China’s IPO reform: A double-edged sword

Shanghai’s new technology innovation board is set to apply a new IPO system that focuses on information disclosure. But public investors are likely to face many hidden risks.

The One Country, Two Systems regime has helped to maintain the impression since the late 1990s that while the Chinese mainland is ruled along one-party-led socialist lines, Hong Kong and Macau remain out-and-out capitalist free markets.

Now a new form of One Country, Two Systems is brewing at a stock market level.

The Shanghai Stock Exchange said last week that it has received the first listing applications for its technology innovation board – a new Nasdaq-style startup board for fast-growing companies to raise capital without having to adhere to the complex rules and financial requirements of the main board.

Behind the simpler, expedited approval process is a fundamental change in the way China's securities regulator handles initial public offering applications – from what was known as an approval-based system to a disclosure-based regime.

Under the new regime, the China Securities Regulatory Commission (CSRC) will work to ensure all listing candidates comply with disclosure requirements and check the veracity of the information in their prospectuses. But it will not question or comment on them.

That marks a sharp contrast to CSRC's existing role to approve or reject listing applications based on its assessment of the underlying business and its financial health, as well as more subjective interpretations on their quality and prospects.

In short, the regulator’s role has been changed from gatekeeper to fact checker.

The move to a disclosure-based system is the centrepiece of China’s IPO reforms, which aim to create a more market-driven listing process with minimal regulatory intervention.

The securities regulator said the new tech board will be a test case for the future implementation of a disclosure-based regime nationwide, including on the main boards of Shanghai and Shenzhen.

Currently, most exchanges in Asia including Hong Kong implement an approval-based system. The disclosure-based system, in contrast, is used in the US, including the New York Stock Exchange and Nasdaq.


China's IPO reform is being hailed by the market for bringing a more transparent and fair listing process for companies seeking public funding.

If implemented nationally it could also provide a solution to China’s long-standing problem of having an extremely long queue of IPO applications – in part due to the complicated vetting process of the existing approvals-based regime.

At its peak in 2016, more than 900 Chinese firms were waiting for listing approval. The average wait time was two years.

Many Chinese firms have since explored alternative listing destinations in Hong Kong and the US, effectively costing the country billions in capital outflows.

The Shanghai Stock Exchange said it expects the IPO process to shorten to less than three months for companies seeking to list on the tech board.

Supporters believe the new, streamlined process will help create a  bigger domestic IPO market, create more investment opportunities for public investors and provide better funding for early-stage companies.


However, sceptics are doubtful whether China’s stock market is really ready for such deregulation and whether investor interest can be effectively protected under the new regime.

It is likely that the total number of IPOs will increase significantly because the listing threshold will be lower.
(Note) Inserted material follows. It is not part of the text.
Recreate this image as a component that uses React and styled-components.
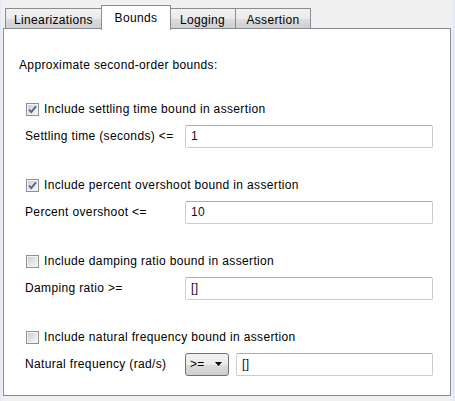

All companies meeting disclosure requirements will be eligible to list without the need for prior regulatory approvals.

CSRC's role is set to change 

However,  the overall quality of listed companies is bound to fall in the absence of regulatory IPO screenings.

Naturally, the role of IPO underwriters will become more important in determining the quality of companies. But public investors will have to increasingly rely on their own judgement under the new mechanism.

That is not good news for a stock market that is already highly speculative and remains largely driven by retail investment.

Likely to make things worse is the fact that the new tech board is poised to host a wide range of technology companies, including unprofitable startups and pre-revenue biotech firms. Typically, the value of these companies is harder to assess even for sophisticated institutional investors.

As one corporate lawyer told FinanceAsia, public investors are bound to fall into hidden traps.

“Let’s assume a company is being investigated for breaching environmental protection laws and is subject to millions of dollars [in] fines,” the lawyer said. “Under the old system, its listing application will likely be put on hold, but [under the new mechanism] it will be able to list as long as it discloses it is being investigated.”

Theoretically, investors can avoid these risks by reading the company’s disclosures. “But frankly, who will go through a 400-page prospectus in detail before making their investment in IPOs?” the lawyer said.

An increasing number of listed companies also implies weaker overall research coverage because brokers will spend less resources on each firm. That will undermine the ability of investors to understand their target companies, extract investment value and identify risks.

All these factors are pointing towards one possible outcome – that the stock market will become more speculative and more volatile.

After all, it is hard to tread a fine line between creating a free market and ensuring market discipline through rules and regulations.

But in view of the nature of China’s stock market and its unique characteristics, it is fair to say the IPO reform remains a double-edged sword that is set to bring some uncertainties at least in the short term.